(Entries with page source code)
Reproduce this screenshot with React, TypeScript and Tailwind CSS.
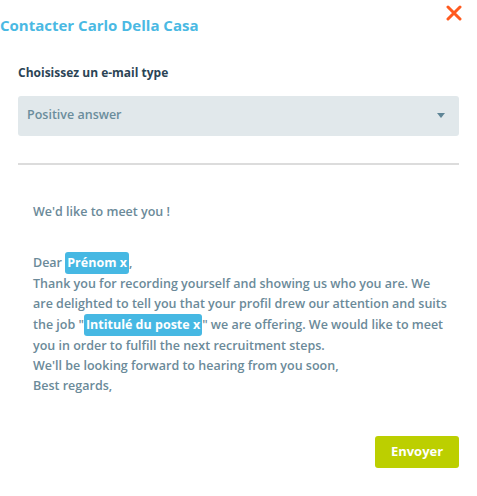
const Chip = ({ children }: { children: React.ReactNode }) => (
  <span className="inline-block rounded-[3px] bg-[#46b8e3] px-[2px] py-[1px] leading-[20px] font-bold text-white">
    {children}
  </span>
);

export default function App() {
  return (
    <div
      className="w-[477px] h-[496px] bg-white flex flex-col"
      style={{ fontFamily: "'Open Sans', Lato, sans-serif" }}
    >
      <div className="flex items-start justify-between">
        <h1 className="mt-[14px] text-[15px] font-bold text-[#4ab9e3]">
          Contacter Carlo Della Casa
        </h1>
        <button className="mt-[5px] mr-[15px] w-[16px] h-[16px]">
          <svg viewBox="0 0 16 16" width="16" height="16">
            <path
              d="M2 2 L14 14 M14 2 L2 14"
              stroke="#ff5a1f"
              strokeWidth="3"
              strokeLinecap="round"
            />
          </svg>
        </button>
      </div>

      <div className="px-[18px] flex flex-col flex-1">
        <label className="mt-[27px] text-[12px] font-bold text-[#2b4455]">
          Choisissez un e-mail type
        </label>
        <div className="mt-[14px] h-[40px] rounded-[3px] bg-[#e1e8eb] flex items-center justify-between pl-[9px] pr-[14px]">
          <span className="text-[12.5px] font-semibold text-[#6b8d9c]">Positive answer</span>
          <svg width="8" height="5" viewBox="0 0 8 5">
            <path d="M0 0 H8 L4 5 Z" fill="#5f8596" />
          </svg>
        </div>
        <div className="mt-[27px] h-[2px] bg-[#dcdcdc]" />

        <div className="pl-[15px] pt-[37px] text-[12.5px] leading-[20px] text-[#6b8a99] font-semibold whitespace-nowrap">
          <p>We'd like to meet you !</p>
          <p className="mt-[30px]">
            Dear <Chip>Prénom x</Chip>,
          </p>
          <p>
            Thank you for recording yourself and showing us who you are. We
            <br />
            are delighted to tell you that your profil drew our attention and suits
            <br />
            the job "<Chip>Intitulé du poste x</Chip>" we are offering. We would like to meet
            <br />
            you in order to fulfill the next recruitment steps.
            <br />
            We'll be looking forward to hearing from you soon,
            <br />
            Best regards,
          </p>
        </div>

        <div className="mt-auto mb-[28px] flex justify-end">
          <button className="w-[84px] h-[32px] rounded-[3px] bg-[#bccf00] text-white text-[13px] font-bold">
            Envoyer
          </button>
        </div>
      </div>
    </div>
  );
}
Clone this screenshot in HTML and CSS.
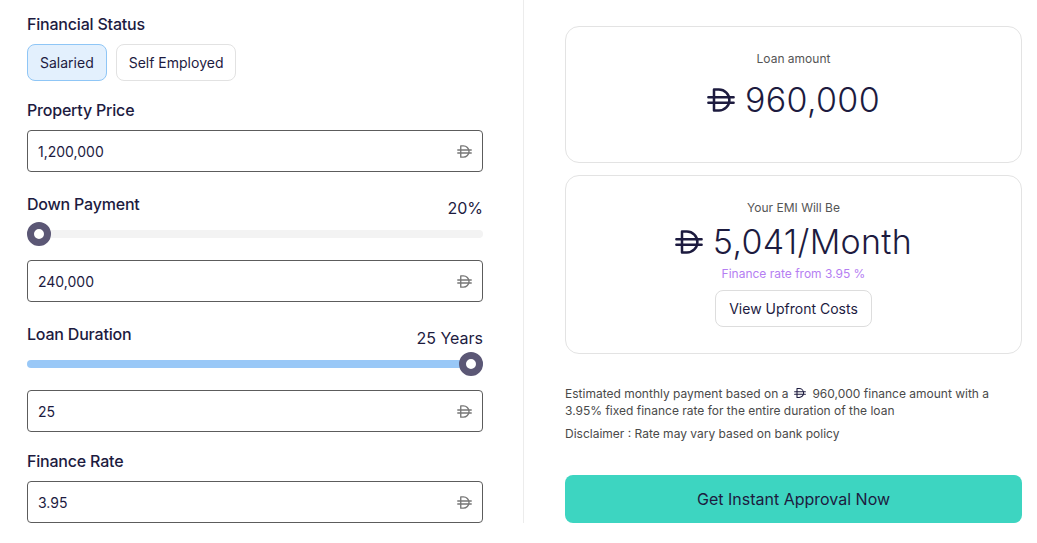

● **TASK STATEMENT**
Reproduce the whole listing word for word, setting aside any pictures.

● **ANSWER IN FULL**
Reproduce this screenshot with React, TypeScript and Tailwind CSS.
const Chip = ({ children }: { children: React.ReactNode }) => (
  <span className="inline-block rounded-[3px] bg-[#46b8e3] px-[2px] py-[1px] leading-[20px] font-bold text-white">
    {children}
  </span>
);

export default function App() {
  return (
    <div
      className="w-[477px] h-[496px] bg-white flex flex-col"
      style={{ fontFamily: "'Open Sans', Lato, sans-serif" }}
    >
      <div className="flex items-start justify-between">
        <h1 className="mt-[14px] text-[15px] font-bold text-[#4ab9e3]">
          Contacter Carlo Della Casa
        </h1>
        <button className="mt-[5px] mr-[15px] w-[16px] h-[16px]">
          <svg viewBox="0 0 16 16" width="16" height="16">
            <path
              d="M2 2 L14 14 M14 2 L2 14"
              stroke="#ff5a1f"
              strokeWidth="3"
              strokeLinecap="round"
            />
          </svg>
        </button>
      </div>

      <div className="px-[18px] flex flex-col flex-1">
        <label className="mt-[27px] text-[12px] font-bold text-[#2b4455]">
          Choisissez un e-mail type
        </label>
        <div className="mt-[14px] h-[40px] rounded-[3px] bg-[#e1e8eb] flex items-center justify-between pl-[9px] pr-[14px]">
          <span className="text-[12.5px] font-semibold text-[#6b8d9c]">Positive answer</span>
          <svg width="8" height="5" viewBox="0 0 8 5">
            <path d="M0 0 H8 L4 5 Z" fill="#5f8596" />
          </svg>
        </div>
        <div className="mt-[27px] h-[2px] bg-[#dcdcdc]" />

        <div className="pl-[15px] pt-[37px] text-[12.5px] leading-[20px] text-[#6b8a99] font-semibold whitespace-nowrap">
          <p>We'd like to meet you !</p>
          <p className="mt-[30px]">
            Dear <Chip>Prénom x</Chip>,
          </p>
          <p>
            Thank you for recording yourself and showing us who you are. We
            <br />
            are delighted to tell you that your profil drew our attention and suits
            <br />
            the job "<Chip>Intitulé du poste x</Chip>" we are offering. We would like to meet
            <br />
            you in order to fulfill the next recruitment steps.
            <br />
            We'll be looking forward to hearing from you soon,
            <br />
            Best regards,
          </p>
        </div>

        <div className="mt-auto mb-[28px] flex justify-end">
          <button className="w-[84px] h-[32px] rounded-[3px] bg-[#bccf00] text-white text-[13px] font-bold">
            Envoyer
          </button>
        </div>
      </div>
    </div>
  );
}
Clone this screenshot in HTML and CSS.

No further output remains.